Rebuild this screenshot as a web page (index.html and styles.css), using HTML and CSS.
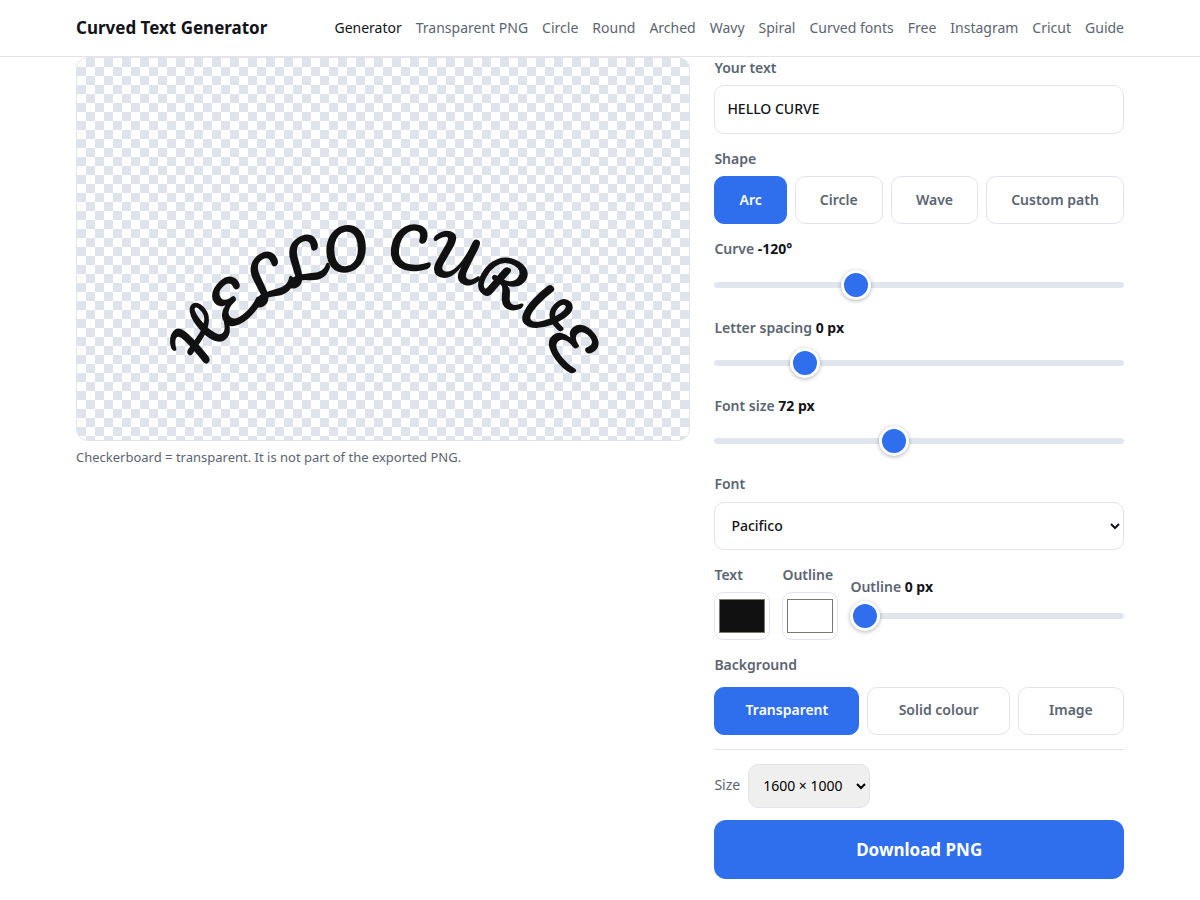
FILE: index.html
```html
<!DOCTYPE html>
<html lang="en">
<head>
    <meta charset="UTF-8">
    <meta name="viewport" content="width=device-width, initial-scale=1.0">
    <title>Curved Text Generator</title>
    <link rel="stylesheet" href="styles.css">
</head>
<body>
    <header class="header">
        <div class="header-inner">
            <a class="brand" href="#">Curved Text Generator</a>
            <nav class="nav">
                <a class="active" href="#generator">Generator</a>
                <a href="#transparent">Transparent PNG</a>
                <a href="#circle">Circle</a>
                <a href="#round">Round</a>
                <a href="#arched">Arched</a>
                <a href="#wavy">Wavy</a>
                <a href="#spiral">Spiral</a>
                <a href="#fonts">Curved fonts</a>
                <a href="#free">Free</a>
                <a href="#instagram">Instagram</a>
                <a href="#cricut">Cricut</a>
                <a href="#guide">Guide</a>
            </nav>
        </div>
    </header>

    <main class="tool">
        <section class="stage">
            <div class="preview">
                <svg viewBox="0 0 612 382" role="img" aria-label="HELLO CURVE">
                    <defs>
                        <path id="arc" d="M 96 421 A 210 210 0 0 1 516 421"/>
                    </defs>
                    <text class="curved-text"><textPath href="#arc" startOffset="50%">HELLO CURVE</textPath></text>
                </svg>
            </div>
            <p class="hint">Checkerboard = transparent. It is not part of the exported PNG.</p>
        </section>

        <form class="panel">
            <div class="field">
                <label for="text">Your text</label>
                <input type="text" id="text" class="text-input" value="HELLO CURVE">
            </div>

            <div class="field" role="group" aria-labelledby="shapeLabel">
                <span class="label" id="shapeLabel">Shape</span>
                <div class="segments">
                    <button type="button" class="segment active">Arc</button>
                    <button type="button" class="segment">Circle</button>
                    <button type="button" class="segment">Wave</button>
                    <button type="button" class="segment">Custom path</button>
                </div>
            </div>

            <div class="field">
                <label for="curve">Curve <b>-120°</b></label>
                <input type="range" id="curve" min="-360" max="360" value="-120">
            </div>

            <div class="field">
                <label for="spacing">Letter spacing <b>0 px</b></label>
                <input type="range" id="spacing" min="-10" max="40" value="0">
            </div>

            <div class="field">
                <label for="size">Font size <b>72 px</b></label>
                <input type="range" id="size" min="20" max="140" value="72">
            </div>

            <div class="field">
                <label for="font">Font</label>
                <select id="font" class="font-select">
                    <option>Pacifico</option>
                </select>
            </div>

            <div class="colors">
                <div class="field">
                    <label for="textColor">Text</label>
                    <input type="color" id="textColor" value="#111111">
                </div>
                <div class="field">
                    <label for="outlineColor">Outline</label>
                    <input type="color" id="outlineColor" value="#ffffff">
                </div>
                <div class="outline-width">
                    <label for="outline">Outline <b>0 px</b></label>
                    <input type="range" id="outline" min="0" max="20" value="0">
                </div>
            </div>

            <div class="field background" role="group" aria-labelledby="bgLabel">
                <span class="label" id="bgLabel">Background</span>
                <div class="segments">
                    <button type="button" class="segment active">Transparent</button>
                    <button type="button" class="segment">Solid colour</button>
                    <button type="button" class="segment">Image</button>
                </div>
            </div>

            <div class="export">
                <div class="export-size">
                    <label for="exportSize">Size</label>
                    <select id="exportSize">
                        <option>1600 × 1000</option>
                    </select>
                </div>
                <button type="button" class="download">Download PNG</button>
            </div>
        </form>
    </main>
</body>
</html>
```

FILE: styles.css
```css
* {
    box-sizing: border-box;
}

body {
    margin: 0;
    font-family: "Noto Sans", sans-serif;
    font-size: 14px;
    line-height: 1.6;
    background-color: #fff;
    color: #111318;
}

button, input, select {
    font: inherit;
}

.header {
    position: sticky;
    top: 0;
    z-index: 10;
    background-color: #fff;
    border-bottom: 1px solid #e2e4e9;
}

.header-inner {
    display: flex;
    align-items: center;
    justify-content: space-between;
    max-width: 1096px;
    min-height: 56px;
    margin: 0 auto;
    padding: 0 24px;
}

.brand {
    font-size: 17px;
    font-weight: 700;
    color: #111318;
    text-decoration: none;
}

.nav {
    display: flex;
    gap: 14px;
}

.nav a {
    color: #5b6472;
    text-decoration: none;
}

.nav a.active {
    color: #111318;
}

.tool {
    display: grid;
    grid-template-columns: 3fr 2fr;
    gap: 24px;
    align-items: start;
    max-width: 1096px;
    margin: 0 auto;
    padding: 0 24px 20px;
}

/* Preview */
.preview {
    border: 1px solid #e2e4e9;
    border-radius: 12px;
    overflow: hidden;
    background: repeating-conic-gradient(#dfe3eb 0 25%, #fff 0 50%) 0 0 / 18px 18px;
}

.preview svg {
    display: block;
    width: 100%;
}

.curved-text {
    font-family: Pacifico, cursive;
    font-size: 55px;
    text-anchor: middle;
    fill: #111;
}

.hint {
    margin: 6px 0 0;
    font-size: 13px;
    color: #5b6472;
}

/* Controls */
.panel {
    display: flex;
    flex-direction: column;
    gap: 14px;
    min-width: 0;
}

.field {
    display: flex;
    flex-direction: column;
    gap: 6px;
}

label, .label {
    font-weight: 600;
    color: #5b6472;
}

label b {
    font-weight: 700;
    color: #111318;
}

.text-input {
    width: 100%;
    padding: 12px;
    border: 1px solid #e2e4e9;
    border-radius: 10px;
    background-color: #fff;
    color: #111318;
    font-weight: 500;
}

.segments {
    display: flex;
    gap: 8px;
}

.segment {
    flex: 1 1 auto;
    height: 48px;
    padding: 0 14px;
    border: 1px solid #e2e4e9;
    border-radius: 10px;
    background-color: #fff;
    color: #5b6472;
    font-weight: 600;
    cursor: pointer;
}

.segment.active {
    background-color: #2f6fed;
    border-color: #2f6fed;
    color: #fff;
}

input[type="range"] {
    appearance: none;
    display: block;
    width: 100%;
    height: 36px;
    margin: 0;
    background: transparent;
}

input[type="range"]::-webkit-slider-runnable-track {
    height: 6px;
    border-radius: 3px;
    background-color: #e1e5ee;
}

input[type="range"]::-webkit-slider-thumb {
    appearance: none;
    width: 30px;
    height: 30px;
    margin-top: -12px;
    border: 3px solid #fff;
    border-radius: 50%;
    background-color: #2f6fed;
    box-shadow: 0 1px 4px rgba(0, 0, 0, 0.3);
}

.font-select {
    width: 100%;
    height: 48px;
    padding: 0 0 0 12px;
    border: 1px solid #e2e4e9;
    border-radius: 10px;
    background-color: #fff;
    color: #111318;
    font-weight: 500;
}

.colors {
    display: flex;
    gap: 12px;
}

.colors .field {
    width: 56px;
}

.colors input[type="color"] {
    width: 56px;
    height: 48px;
    padding: 2px;
    border: 1px solid #e2e4e9;
    border-radius: 10px;
    background-color: #fff;
}

.outline-width {
    flex: 1;
    align-self: flex-end;
    padding-bottom: 6px;
}

.background {
    gap: 10px;
}

.export {
    display: flex;
    flex-direction: column;
    gap: 12px;
    padding-top: 14px;
    border-top: 1px solid #e2e4e9;
}

.export-size {
    display: flex;
    align-items: center;
    gap: 8px;
}

.export-size label {
    font-weight: 400;
}

.export-size select {
    width: 122px;
    height: 44px;
    padding: 0 0 0 10px;
    border: 1px solid #e2e4e9;
    border-radius: 10px;
    background-color: #efefef;
    color: #000;
}

.download {
    padding: 16px;
    border: none;
    border-radius: 12px;
    background-color: #2f6fed;
    color: #fff;
    font-size: 17px;
    font-weight: 700;
    cursor: pointer;
}
```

--------------------

_Description of the task_:
Return the listing above unchanged, apart from dropping its pictures.

_Exercise answer_:
Rebuild this screenshot as a web page (index.html and styles.css), using HTML and CSS.
FILE: index.html
```html
<!DOCTYPE html>
<html lang="en">
<head>
    <meta charset="UTF-8">
    <meta name="viewport" content="width=device-width, initial-scale=1.0">
    <title>Curved Text Generator</title>
    <link rel="stylesheet" href="styles.css">
</head>
<body>
    <header class="header">
        <div class="header-inner">
            <a class="brand" href="#">Curved Text Generator</a>
            <nav class="nav">
                <a class="active" href="#generator">Generator</a>
                <a href="#transparent">Transparent PNG</a>
                <a href="#circle">Circle</a>
                <a href="#round">Round</a>
                <a href="#arched">Arched</a>
                <a href="#wavy">Wavy</a>
                <a href="#spiral">Spiral</a>
                <a href="#fonts">Curved fonts</a>
                <a href="#free">Free</a>
                <a href="#instagram">Instagram</a>
                <a href="#cricut">Cricut</a>
                <a href="#guide">Guide</a>
            </nav>
        </div>
    </header>

    <main class="tool">
        <section class="stage">
            <div class="preview">
                <svg viewBox="0 0 612 382" role="img" aria-label="HELLO CURVE">
                    <defs>
                        <path id="arc" d="M 96 421 A 210 210 0 0 1 516 421"/>
                    </defs>
                    <text class="curved-text"><textPath href="#arc" startOffset="50%">HELLO CURVE</textPath></text>
                </svg>
            </div>
            <p class="hint">Checkerboard = transparent. It is not part of the exported PNG.</p>
        </section>

        <form class="panel">
            <div class="field">
                <label for="text">Your text</label>
                <input type="text" id="text" class="text-input" value="HELLO CURVE">
            </div>

            <div class="field" role="group" aria-labelledby="shapeLabel">
                <span class="label" id="shapeLabel">Shape</span>
                <div class="segments">
                    <button type="button" class="segment active">Arc</button>
                    <button type="button" class="segment">Circle</button>
                    <button type="button" class="segment">Wave</button>
                    <button type="button" class="segment">Custom path</button>
                </div>
            </div>

            <div class="field">
                <label for="curve">Curve <b>-120°</b></label>
                <input type="range" id="curve" min="-360" max="360" value="-120">
            </div>

            <div class="field">
                <label for="spacing">Letter spacing <b>0 px</b></label>
                <input type="range" id="spacing" min="-10" max="40" value="0">
            </div>

            <div class="field">
                <label for="size">Font size <b>72 px</b></label>
                <input type="range" id="size" min="20" max="140" value="72">
            </div>

            <div class="field">
                <label for="font">Font</label>
                <select id="font" class="font-select">
                    <option>Pacifico</option>
                </select>
            </div>

            <div class="colors">
                <div class="field">
                    <label for="textColor">Text</label>
                    <input type="color" id="textColor" value="#111111">
                </div>
                <div class="field">
                    <label for="outlineColor">Outline</label>
                    <input type="color" id="outlineColor" value="#ffffff">
                </div>
                <div class="outline-width">
                    <label for="outline">Outline <b>0 px</b></label>
                    <input type="range" id="outline" min="0" max="20" value="0">
                </div>
            </div>

            <div class="field background" role="group" aria-labelledby="bgLabel">
                <span class="label" id="bgLabel">Background</span>
                <div class="segments">
                    <button type="button" class="segment active">Transparent</button>
                    <button type="button" class="segment">Solid colour</button>
                    <button type="button" class="segment">Image</button>
                </div>
            </div>

            <div class="export">
                <div class="export-size">
                    <label for="exportSize">Size</label>
                    <select id="exportSize">
                        <option>1600 × 1000</option>
                    </select>
                </div>
                <button type="button" class="download">Download PNG</button>
            </div>
        </form>
    </main>
</body>
</html>
```

FILE: styles.css
```css
* {
    box-sizing: border-box;
}

body {
    margin: 0;
    font-family: "Noto Sans", sans-serif;
    font-size: 14px;
    line-height: 1.6;
    background-color: #fff;
    color: #111318;
}

button, input, select {
    font: inherit;
}

.header {
    position: sticky;
    top: 0;
    z-index: 10;
    background-color: #fff;
    border-bottom: 1px solid #e2e4e9;
}

.header-inner {
    display: flex;
    align-items: center;
    justify-content: space-between;
    max-width: 1096px;
    min-height: 56px;
    margin: 0 auto;
    padding: 0 24px;
}

.brand {
    font-size: 17px;
    font-weight: 700;
    color: #111318;
    text-decoration: none;
}

.nav {
    display: flex;
    gap: 14px;
}

.nav a {
    color: #5b6472;
    text-decoration: none;
}

.nav a.active {
    color: #111318;
}

.tool {
    display: grid;
    grid-template-columns: 3fr 2fr;
    gap: 24px;
    align-items: start;
    max-width: 1096px;
    margin: 0 auto;
    padding: 0 24px 20px;
}

/* Preview */
.preview {
    border: 1px solid #e2e4e9;
    border-radius: 12px;
    overflow: hidden;
    background: repeating-conic-gradient(#dfe3eb 0 25%, #fff 0 50%) 0 0 / 18px 18px;
}

.preview svg {
    display: block;
    width: 100%;
}

.curved-text {
    font-family: Pacifico, cursive;
    font-size: 55px;
    text-anchor: middle;
    fill: #111;
}

.hint {
    margin: 6px 0 0;
    font-size: 13px;
    color: #5b6472;
}

/* Controls */
.panel {
    display: flex;
    flex-direction: column;
    gap: 14px;
    min-width: 0;
}

.field {
    display: flex;
    flex-direction: column;
    gap: 6px;
}

label, .label {
    font-weight: 600;
    color: #5b6472;
}

label b {
    font-weight: 700;
    color: #111318;
}

.text-input {
    width: 100%;
    padding: 12px;
    border: 1px solid #e2e4e9;
    border-radius: 10px;
    background-color: #fff;
    color: #111318;
    font-weight: 500;
}

.segments {
    display: flex;
    gap: 8px;
}

.segment {
    flex: 1 1 auto;
    height: 48px;
    padding: 0 14px;
    border: 1px solid #e2e4e9;
    border-radius: 10px;
    background-color: #fff;
    color: #5b6472;
    font-weight: 600;
    cursor: pointer;
}

.segment.active {
    background-color: #2f6fed;
    border-color: #2f6fed;
    color: #fff;
}

input[type="range"] {
    appearance: none;
    display: block;
    width: 100%;
    height: 36px;
    margin: 0;
    background: transparent;
}

input[type="range"]::-webkit-slider-runnable-track {
    height: 6px;
    border-radius: 3px;
    background-color: #e1e5ee;
}

input[type="range"]::-webkit-slider-thumb {
    appearance: none;
    width: 30px;
    height: 30px;
    margin-top: -12px;
    border: 3px solid #fff;
    border-radius: 50%;
    background-color: #2f6fed;
    box-shadow: 0 1px 4px rgba(0, 0, 0, 0.3);
}

.font-select {
    width: 100%;
    height: 48px;
    padding: 0 0 0 12px;
    border: 1px solid #e2e4e9;
    border-radius: 10px;
    background-color: #fff;
    color: #111318;
    font-weight: 500;
}

.colors {
    display: flex;
    gap: 12px;
}

.colors .field {
    width: 56px;
}

.colors input[type="color"] {
    width: 56px;
    height: 48px;
    padding: 2px;
    border: 1px solid #e2e4e9;
    border-radius: 10px;
    background-color: #fff;
}

.outline-width {
    flex: 1;
    align-self: flex-end;
    padding-bottom: 6px;
}

.background {
    gap: 10px;
}

.export {
    display: flex;
    flex-direction: column;
    gap: 12px;
    padding-top: 14px;
    border-top: 1px solid #e2e4e9;
}

.export-size {
    display: flex;
    align-items: center;
    gap: 8px;
}

.export-size label {
    font-weight: 400;
}

.export-size select {
    width: 122px;
    height: 44px;
    padding: 0 0 0 10px;
    border: 1px solid #e2e4e9;
    border-radius: 10px;
    background-color: #efefef;
    color: #000;
}

.download {
    padding: 16px;
    border: none;
    border-radius: 12px;
    background-color: #2f6fed;
    color: #fff;
    font-size: 17px;
    font-weight: 700;
    cursor: pointer;
}
```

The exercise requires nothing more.